Além disso, há o impacto da chamada PEC da Bengala, que estendeu para 75 anos a idade de aposentadorias. Esse contexto acabou aumentando a base e dificultando o número de abertura de vagas.

Também informou que o sistema de promoções obedece a critérios técnicos e objetivos e com ampla participação de diplomatas. Afirma ainda que a prestação de serviços em postos chave acaba sendo considerada em uma promoção porque são cargos que envolvem alto risco e responsabilidades.

O órgão informou ainda que a atual gestão tem tomado diversas medidas para atender a demandas de gênero e raciais.

As mulheres representam 23% do total de diplomatas brasileiros, e nas duas promoções da atual gestão, se caminhou na direção de aumentar a representatividade, com promoções acima desse percentual, sobretudo na promoção de embaixador(a).
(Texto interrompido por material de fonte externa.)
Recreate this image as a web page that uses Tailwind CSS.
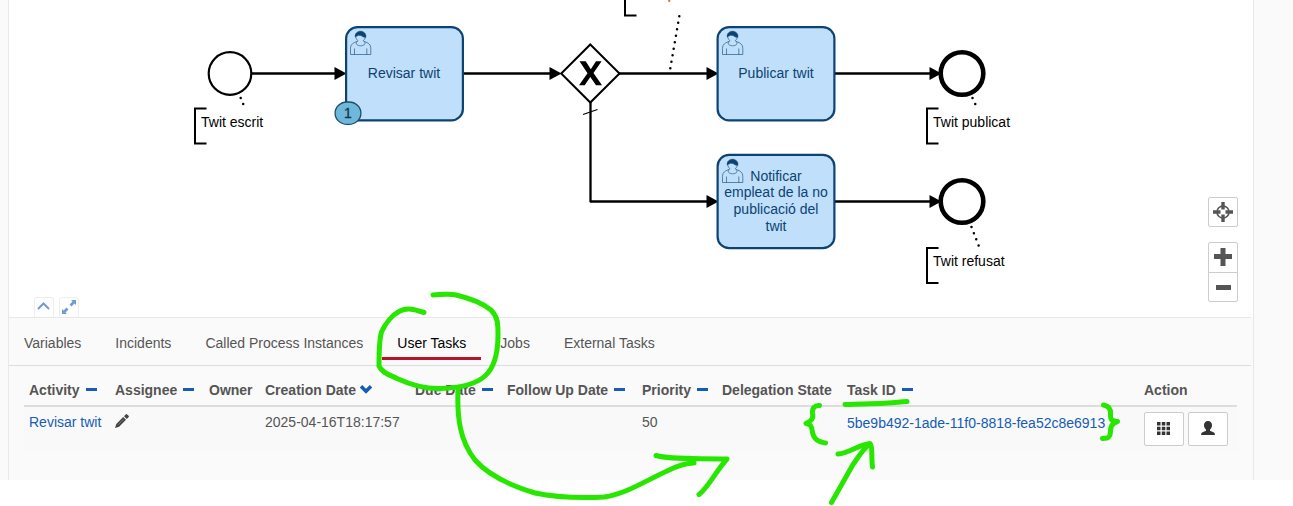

Das cinco vagas para embaixador(a) na promoção do segundo semestre, duas foram ocupadas por mulheres, ou seja, 40%. Nessa categoria, havia 7 candidatas elegíveis entre as mulheres e 36 entre os homens.

Enquanto a taxa de sucesso (relação candidato/vaga) entre as mulheres foi de 28%, entre os homens foi de 8% na promoção a embaixador(a). No total de classes, de 1º secretário(a) a embaixador(a), em um total de 59 vagas, a taxa de sucesso entre as mulheres foi de 28,8%, enquanto a dos homens foi de 19,9%.

Informa ainda que, na quantidade de embaixadas chefiadas por mulheres, o avanço em um ano foi considerável. Com o envio da mensagem, esta semana, da embaixadora Glivânia Oliveira chefiar a embaixada em Caracas (cargo vago desde 2019), uma das mais importantes na região, somente neste ano, além da escolha da primeira mulher na história para a Secretaria-Geral do Itamaraty, 10 mulheres assumiram ou foram indicadas e devem assumir brevemente chefias de embaixadas e missões junto a organismos multilaterais.